> **INFORMATION PROVIDED**
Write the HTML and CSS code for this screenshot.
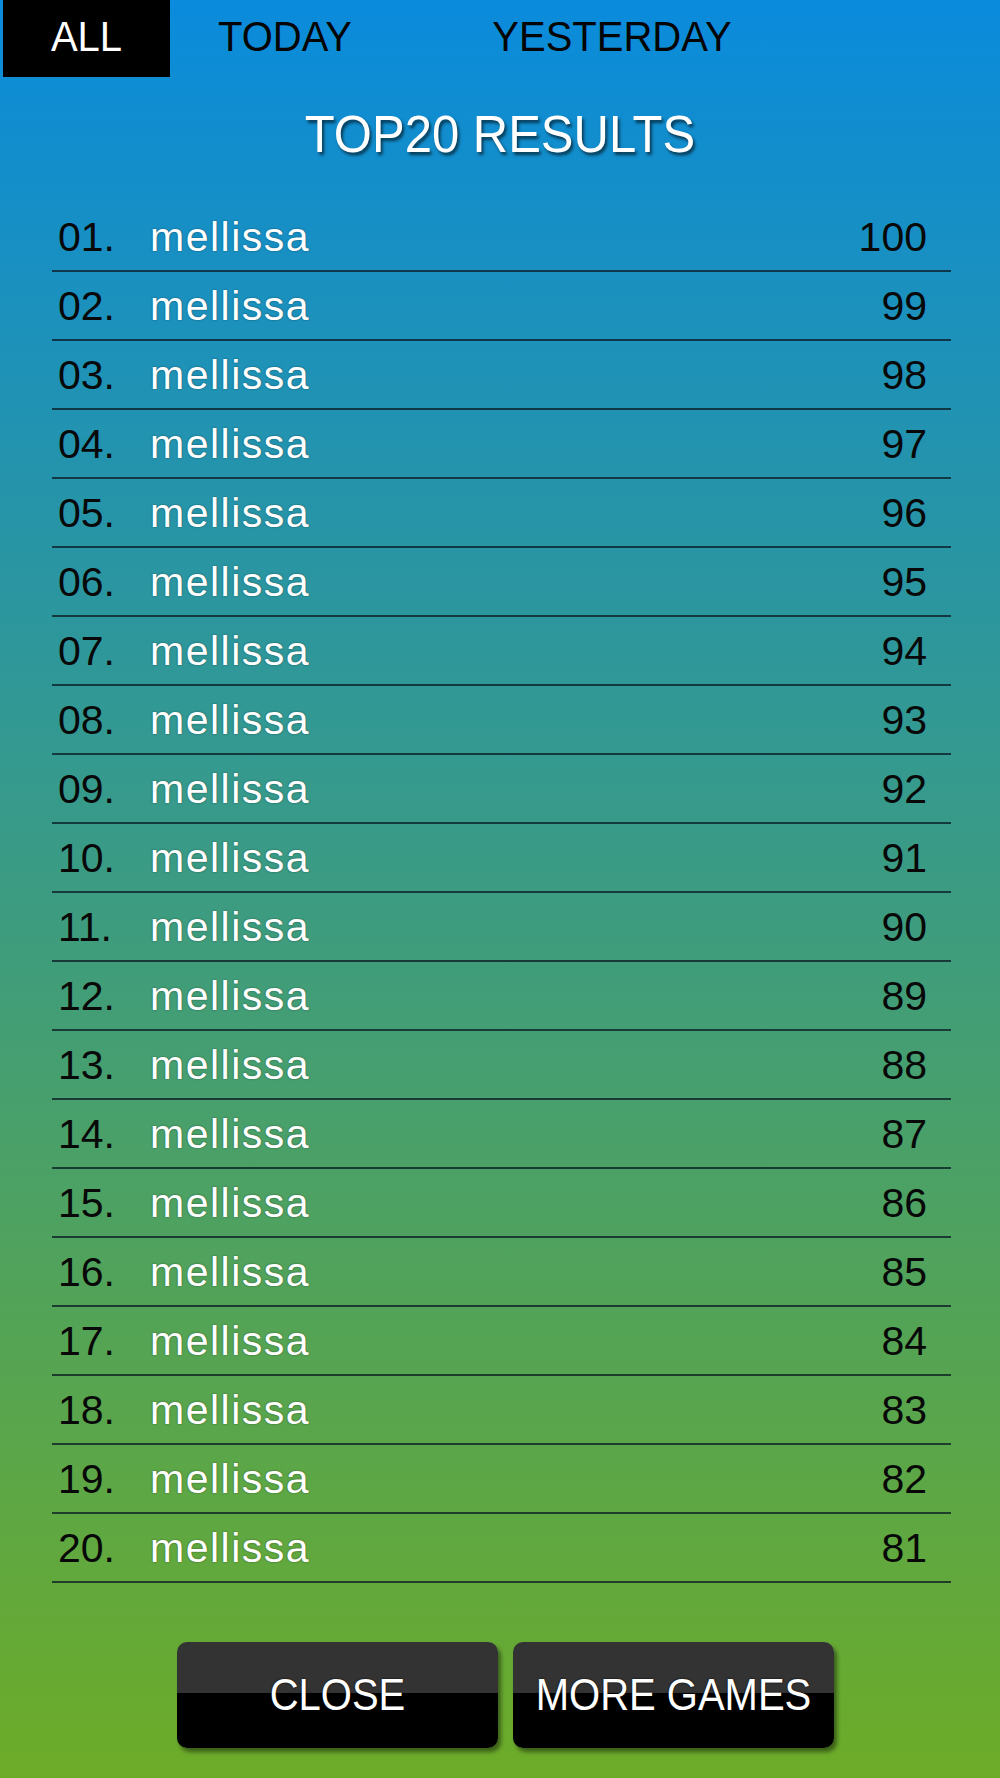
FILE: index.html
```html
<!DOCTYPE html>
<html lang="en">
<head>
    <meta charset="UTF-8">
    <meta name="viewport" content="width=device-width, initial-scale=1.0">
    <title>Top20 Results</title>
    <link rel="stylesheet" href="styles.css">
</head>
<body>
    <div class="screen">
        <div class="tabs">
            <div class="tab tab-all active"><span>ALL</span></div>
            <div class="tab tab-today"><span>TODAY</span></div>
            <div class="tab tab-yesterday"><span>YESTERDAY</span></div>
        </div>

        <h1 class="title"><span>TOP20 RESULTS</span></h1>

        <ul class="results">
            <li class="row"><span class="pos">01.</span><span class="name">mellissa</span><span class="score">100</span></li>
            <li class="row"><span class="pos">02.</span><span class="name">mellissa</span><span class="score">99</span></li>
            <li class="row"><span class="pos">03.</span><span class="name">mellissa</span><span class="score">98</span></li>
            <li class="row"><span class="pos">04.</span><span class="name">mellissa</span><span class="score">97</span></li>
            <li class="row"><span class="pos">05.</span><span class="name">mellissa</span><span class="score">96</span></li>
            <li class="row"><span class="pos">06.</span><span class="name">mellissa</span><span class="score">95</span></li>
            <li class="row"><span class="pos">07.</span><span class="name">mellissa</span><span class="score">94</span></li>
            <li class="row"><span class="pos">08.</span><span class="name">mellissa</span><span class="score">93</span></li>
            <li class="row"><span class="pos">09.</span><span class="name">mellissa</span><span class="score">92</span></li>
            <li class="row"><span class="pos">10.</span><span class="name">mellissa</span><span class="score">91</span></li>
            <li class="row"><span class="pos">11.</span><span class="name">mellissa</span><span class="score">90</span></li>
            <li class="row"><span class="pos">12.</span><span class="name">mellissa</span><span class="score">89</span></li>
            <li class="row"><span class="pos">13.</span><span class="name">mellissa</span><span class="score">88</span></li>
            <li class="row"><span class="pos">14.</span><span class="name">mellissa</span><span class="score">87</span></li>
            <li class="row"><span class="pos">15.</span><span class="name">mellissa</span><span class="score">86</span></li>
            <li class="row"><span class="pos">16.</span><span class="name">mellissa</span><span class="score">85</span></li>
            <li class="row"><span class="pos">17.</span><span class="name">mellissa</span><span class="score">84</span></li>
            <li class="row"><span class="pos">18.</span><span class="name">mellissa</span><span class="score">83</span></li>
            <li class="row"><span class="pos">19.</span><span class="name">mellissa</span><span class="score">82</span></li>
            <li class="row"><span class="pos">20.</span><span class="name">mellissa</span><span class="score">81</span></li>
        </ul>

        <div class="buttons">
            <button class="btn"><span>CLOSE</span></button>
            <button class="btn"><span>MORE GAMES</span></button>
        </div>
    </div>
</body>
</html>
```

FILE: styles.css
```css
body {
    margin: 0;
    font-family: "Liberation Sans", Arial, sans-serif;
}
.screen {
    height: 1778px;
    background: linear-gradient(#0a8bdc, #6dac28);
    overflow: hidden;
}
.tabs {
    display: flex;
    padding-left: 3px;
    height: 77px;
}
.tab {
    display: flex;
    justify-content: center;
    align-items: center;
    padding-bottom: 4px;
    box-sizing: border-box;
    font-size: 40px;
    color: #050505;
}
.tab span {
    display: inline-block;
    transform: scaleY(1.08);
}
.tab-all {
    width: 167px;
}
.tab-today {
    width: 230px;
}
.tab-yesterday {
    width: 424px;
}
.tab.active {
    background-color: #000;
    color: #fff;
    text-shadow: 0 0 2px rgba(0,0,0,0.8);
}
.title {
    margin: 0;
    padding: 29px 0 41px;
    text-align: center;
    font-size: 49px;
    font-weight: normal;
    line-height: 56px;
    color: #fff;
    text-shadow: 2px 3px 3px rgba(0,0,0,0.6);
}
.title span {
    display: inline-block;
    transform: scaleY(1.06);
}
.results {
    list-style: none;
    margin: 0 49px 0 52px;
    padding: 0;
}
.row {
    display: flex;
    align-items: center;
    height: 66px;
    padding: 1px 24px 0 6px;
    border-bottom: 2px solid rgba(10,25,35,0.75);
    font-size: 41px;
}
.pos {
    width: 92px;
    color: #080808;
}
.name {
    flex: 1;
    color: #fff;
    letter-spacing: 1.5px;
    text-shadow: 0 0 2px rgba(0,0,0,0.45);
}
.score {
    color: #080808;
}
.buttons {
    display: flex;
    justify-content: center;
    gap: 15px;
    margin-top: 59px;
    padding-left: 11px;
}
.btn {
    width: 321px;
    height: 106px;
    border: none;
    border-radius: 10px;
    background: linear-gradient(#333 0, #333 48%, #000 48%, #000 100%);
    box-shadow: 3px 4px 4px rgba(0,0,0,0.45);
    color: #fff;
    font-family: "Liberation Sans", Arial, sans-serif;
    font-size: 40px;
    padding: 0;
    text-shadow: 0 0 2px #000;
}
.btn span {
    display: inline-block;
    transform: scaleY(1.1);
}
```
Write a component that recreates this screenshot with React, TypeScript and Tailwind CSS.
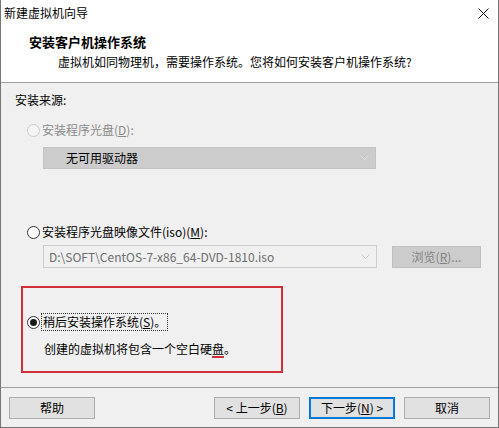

> **DESCRIPTION OF THE TASK**
Make an exact copy of every record, pictures excluded.

> **CORRECT ANSWER**
Write the HTML and CSS code for this screenshot.
FILE: index.html
```html
<!DOCTYPE html>
<html lang="en">
<head>
    <meta charset="UTF-8">
    <meta name="viewport" content="width=device-width, initial-scale=1.0">
    <title>Top20 Results</title>
    <link rel="stylesheet" href="styles.css">
</head>
<body>
    <div class="screen">
        <div class="tabs">
            <div class="tab tab-all active"><span>ALL</span></div>
            <div class="tab tab-today"><span>TODAY</span></div>
            <div class="tab tab-yesterday"><span>YESTERDAY</span></div>
        </div>

        <h1 class="title"><span>TOP20 RESULTS</span></h1>

        <ul class="results">
            <li class="row"><span class="pos">01.</span><span class="name">mellissa</span><span class="score">100</span></li>
            <li class="row"><span class="pos">02.</span><span class="name">mellissa</span><span class="score">99</span></li>
            <li class="row"><span class="pos">03.</span><span class="name">mellissa</span><span class="score">98</span></li>
            <li class="row"><span class="pos">04.</span><span class="name">mellissa</span><span class="score">97</span></li>
            <li class="row"><span class="pos">05.</span><span class="name">mellissa</span><span class="score">96</span></li>
            <li class="row"><span class="pos">06.</span><span class="name">mellissa</span><span class="score">95</span></li>
            <li class="row"><span class="pos">07.</span><span class="name">mellissa</span><span class="score">94</span></li>
            <li class="row"><span class="pos">08.</span><span class="name">mellissa</span><span class="score">93</span></li>
            <li class="row"><span class="pos">09.</span><span class="name">mellissa</span><span class="score">92</span></li>
            <li class="row"><span class="pos">10.</span><span class="name">mellissa</span><span class="score">91</span></li>
            <li class="row"><span class="pos">11.</span><span class="name">mellissa</span><span class="score">90</span></li>
            <li class="row"><span class="pos">12.</span><span class="name">mellissa</span><span class="score">89</span></li>
            <li class="row"><span class="pos">13.</span><span class="name">mellissa</span><span class="score">88</span></li>
            <li class="row"><span class="pos">14.</span><span class="name">mellissa</span><span class="score">87</span></li>
            <li class="row"><span class="pos">15.</span><span class="name">mellissa</span><span class="score">86</span></li>
            <li class="row"><span class="pos">16.</span><span class="name">mellissa</span><span class="score">85</span></li>
            <li class="row"><span class="pos">17.</span><span class="name">mellissa</span><span class="score">84</span></li>
            <li class="row"><span class="pos">18.</span><span class="name">mellissa</span><span class="score">83</span></li>
            <li class="row"><span class="pos">19.</span><span class="name">mellissa</span><span class="score">82</span></li>
            <li class="row"><span class="pos">20.</span><span class="name">mellissa</span><span class="score">81</span></li>
        </ul>

        <div class="buttons">
            <button class="btn"><span>CLOSE</span></button>
            <button class="btn"><span>MORE GAMES</span></button>
        </div>
    </div>
</body>
</html>
```

FILE: styles.css
```css
body {
    margin: 0;
    font-family: "Liberation Sans", Arial, sans-serif;
}
.screen {
    height: 1778px;
    background: linear-gradient(#0a8bdc, #6dac28);
    overflow: hidden;
}
.tabs {
    display: flex;
    padding-left: 3px;
    height: 77px;
}
.tab {
    display: flex;
    justify-content: center;
    align-items: center;
    padding-bottom: 4px;
    box-sizing: border-box;
    font-size: 40px;
    color: #050505;
}
.tab span {
    display: inline-block;
    transform: scaleY(1.08);
}
.tab-all {
    width: 167px;
}
.tab-today {
    width: 230px;
}
.tab-yesterday {
    width: 424px;
}
.tab.active {
    background-color: #000;
    color: #fff;
    text-shadow: 0 0 2px rgba(0,0,0,0.8);
}
.title {
    margin: 0;
    padding: 29px 0 41px;
    text-align: center;
    font-size: 49px;
    font-weight: normal;
    line-height: 56px;
    color: #fff;
    text-shadow: 2px 3px 3px rgba(0,0,0,0.6);
}
.title span {
    display: inline-block;
    transform: scaleY(1.06);
}
.results {
    list-style: none;
    margin: 0 49px 0 52px;
    padding: 0;
}
.row {
    display: flex;
    align-items: center;
    height: 66px;
    padding: 1px 24px 0 6px;
    border-bottom: 2px solid rgba(10,25,35,0.75);
    font-size: 41px;
}
.pos {
    width: 92px;
    color: #080808;
}
.name {
    flex: 1;
    color: #fff;
    letter-spacing: 1.5px;
    text-shadow: 0 0 2px rgba(0,0,0,0.45);
}
.score {
    color: #080808;
}
.buttons {
    display: flex;
    justify-content: center;
    gap: 15px;
    margin-top: 59px;
    padding-left: 11px;
}
.btn {
    width: 321px;
    height: 106px;
    border: none;
    border-radius: 10px;
    background: linear-gradient(#333 0, #333 48%, #000 48%, #000 100%);
    box-shadow: 3px 4px 4px rgba(0,0,0,0.45);
    color: #fff;
    font-family: "Liberation Sans", Arial, sans-serif;
    font-size: 40px;
    padding: 0;
    text-shadow: 0 0 2px #000;
}
.btn span {
    display: inline-block;
    transform: scaleY(1.1);
}
```
Write a component that recreates this screenshot with React, TypeScript and Tailwind CSS.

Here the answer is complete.